Спаси нас, Мария Монтанелли | страница 32
– О боже, – ахнул голос.
– Что вы сказали? – переспросил я.
И снова тишина, казалось, что женщине на другом конце провода не хватает воздуха.
– Доктор Ван дер Дюссен скончался в прошлый четверг, – едва слышно и чуть не плача сказала она.
Повесив трубку, я откинулся на спинку стула. Голова гудела. Четверг… Два дня! В день нашей с ним беседы Ван дер Дюссену оставалось жить всего два дня… Я представил себе его дружелюбное лицо, темные глаза и трубку. Он подозревал? Нет, конечно нет, иначе не предложил бы мне сигару. Или как раз наоборот? Я вспомнил двух детей и длинноволосую блондинку на фото. Успел ли он рассказать им обо мне? «Сегодня еще один отказался от сигары… Проблем у него выше крыши! С ним у меня работы на годы…» Должно быть, скончался он скоропостижно, ведь на вид ему было не больше шестидесяти.
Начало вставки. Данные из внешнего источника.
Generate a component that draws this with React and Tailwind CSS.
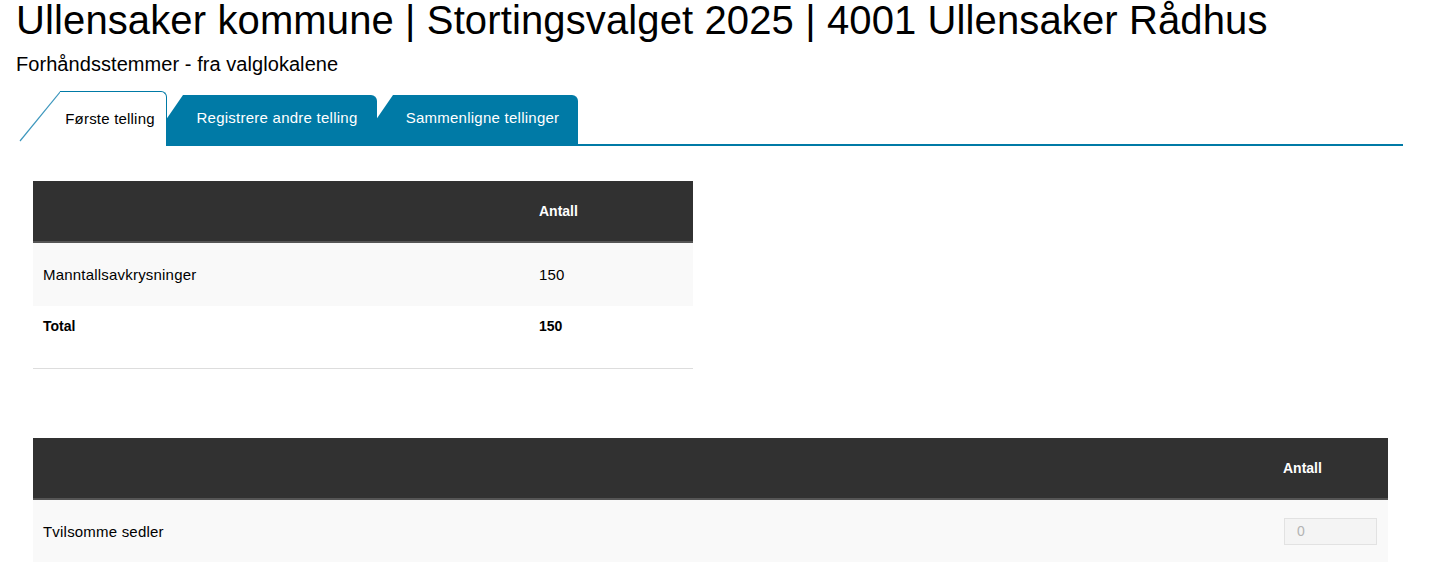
const firstRows = [{ label: "Manntallsavkrysninger", count: 150 }];

function ActiveTab({ label }) {
  return (
    <div className="relative z-30 flex h-[55px]">
      <svg width="44" height="55" viewBox="0 0 44 55" className="block shrink-0">
        <polygon points="0,55 44,0 44,55" fill="#ffffff" />
        <line x1="4" y1="50" x2="44.5" y2="0.5" stroke="#3d97bd" strokeWidth="1.2" />
      </svg>
      <div className="flex w-[107px] items-center justify-center rounded-tr-[6px] border-t border-r border-[#007aa6] bg-white pr-[6px] text-[15px] tracking-[0.2px] text-black">
        {label}
      </div>
    </div>
  );
}

function SlantTab({ label, className, bodyClass }) {
  return (
    <div className={className}>
      <svg width="35" height="51" viewBox="0 0 35 51" className="block shrink-0">
        <polygon points="0,51 35,0 35.5,0 35.5,51" fill="#007aa6" />
      </svg>
      <div className={bodyClass}>{label}</div>
    </div>
  );
}

export default function App() {
  return (
    <div className="min-h-[570px] bg-white font-['Liberation_Sans',Arial,sans-serif] text-black">
      <div className="pl-[16px]">
        <h1 className="m-0 text-[40px] leading-[40px] font-normal tracking-[0.12px]">
          Ullensaker kommune | Stortingsvalget 2025 | 4001 Ullensaker Rådhus
        </h1>
        <p className="mt-[13px] text-[20px] leading-[23px] tracking-[0.06px]">Forhåndsstemmer - fra valglokalene</p>
      </div>

      <div className="mt-[15px] flex items-end pl-[16px] pr-[37px]">
        <ActiveTab label="Første telling" />
        <SlantTab
          label="Registrere andre telling"
          className="relative z-20 -ml-[19px] flex h-[51px]"
          bodyClass="flex w-[194px] items-center justify-center rounded-tr-[6px] bg-[#007aa6] pb-[4px] pr-[6px] text-[15px] tracking-[0.25px] text-white"
        />
        <SlantTab
          label="Sammenligne tellinger"
          className="relative z-10 -ml-[19px] flex h-[51px]"
          bodyClass="flex w-[185px] items-center justify-center rounded-tr-[6px] bg-[#007aa6] pb-[4px] pr-[6px] text-[15px] tracking-[0.25px] text-white"
        />
        <div className="flex-1 border-b-2 border-[#007aa6]" />
      </div>

      <div className="pl-[33px] pr-[52px]">
        {/* første telling */}
        <div className="mt-[35px] w-[660px] border-b border-[#dddddd]">
          <div className="grid h-[62px] grid-cols-[496px_1fr] items-center border-b-2 border-[#555555] bg-[#313131] text-[14px] font-bold text-white">
            <div className="px-[10px]" />
            <div className="px-[10px]">Antall</div>
          </div>
          {firstRows.map((row) => (
            <div
              key={row.label}
              className="grid h-[63px] grid-cols-[496px_1fr] items-center bg-[#f9f9f9] pt-[2px] text-[15px] tracking-[0.2px]"
            >
              <div className="px-[10px]">{row.label}</div>
              <div className="px-[10px]">{row.count}</div>
            </div>
          ))}
          <div className="grid h-[40px] grid-cols-[496px_1fr] items-center text-[14px] font-bold">
            <div className="px-[10px]">Total</div>
            <div className="px-[10px]">150</div>
          </div>
          <div className="h-[22px]" />
        </div>

        {/* tvilsomme */}
        <div className="mt-[69px] w-full">
          <div className="grid h-[62px] grid-cols-[1240px_1fr] items-center border-b-2 border-[#555555] bg-[#313131] text-[14px] font-bold text-white">
            <div className="px-[10px]" />
            <div className="px-[10px]">Antall</div>
          </div>
          <div className="grid h-[62px] grid-cols-[1240px_1fr] items-center bg-[#f9f9f9] text-[15px] tracking-[0.2px]">
            <div className="px-[10px] pt-[2px]">Tvilsomme sedler</div>
            <div className="pl-[11px]">
              <input
                type="text"
                value="0"
                disabled
                readOnly
                className="h-[27px] w-[93px] border border-[#e2e2e2] bg-[#f4f4f4] px-[12px] text-[14px] text-[#b3b3b3] outline-none"
              />
            </div>
          </div>
        </div>
      </div>
    </div>
  );
}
Никому не пришло в голову, что на свете есть еще и другие психологи, поэтому все мое лечение ограничилось одной-единственной консультацией. Позже, рассказывая эту историю Эрику и Герарду, я пошутил – мол, психолог буквально сломался под тяжестью моих проблем. Я по привычке каламбурил, никаких претензий к доктору у меня не было, он действительно мне понравился. А что касается сигары, то подобный ход был частностью, неотъемлемым атрибутом его методики, и судить его за это не стоило. Так что мои душевные терзания остались при мне. Было очевидно одно – тайны моей жизни Ван дер Дюссен унес с собой в могилу.
9
Дразнить слабоумного я начал не сразу. Я дал ему время проявить себя с хорошей стороны. Положа руку на сердце, не больно-то мне и нужно было подтрунивать над ним, вот что обидно, я мог бы спокойно обойтись без этого. Но уж слишком хорошо у него варил котелок, несмотря на все его слабоумие. Когда его вызывали, он начинал валять ваньку, напуская на себя такой утомленный вид, что учителя оставляли его в покое, переключаясь на других. Он точно знал, как себя вести, чтобы в Монтанелли его всегда приголубили. Лишь только он открывал свой писклявый рот, как все, не сговариваясь, приседали на корточки, чтобы погладить его по головке, такого несчастненького. Меня же так и подмывало приложить его мордой об стол. Учителям было невдомек, что он гораздо хитрее, чем казалось. Даже в ответ на нормальное обращение с нашей стороны он начинал выходить из себя и орать как резаный. Учителя мчались к нему со всех ног, чтобы успокоить. Виновных назначали без суда и следствия. Но стоило учителю отвернуться, как слабоумный принимался пинать тебя в лодыжку или больно щипать. Он быстро сообразил, что ему все сходит с рук, и умело пользовался своей безнаказанностью.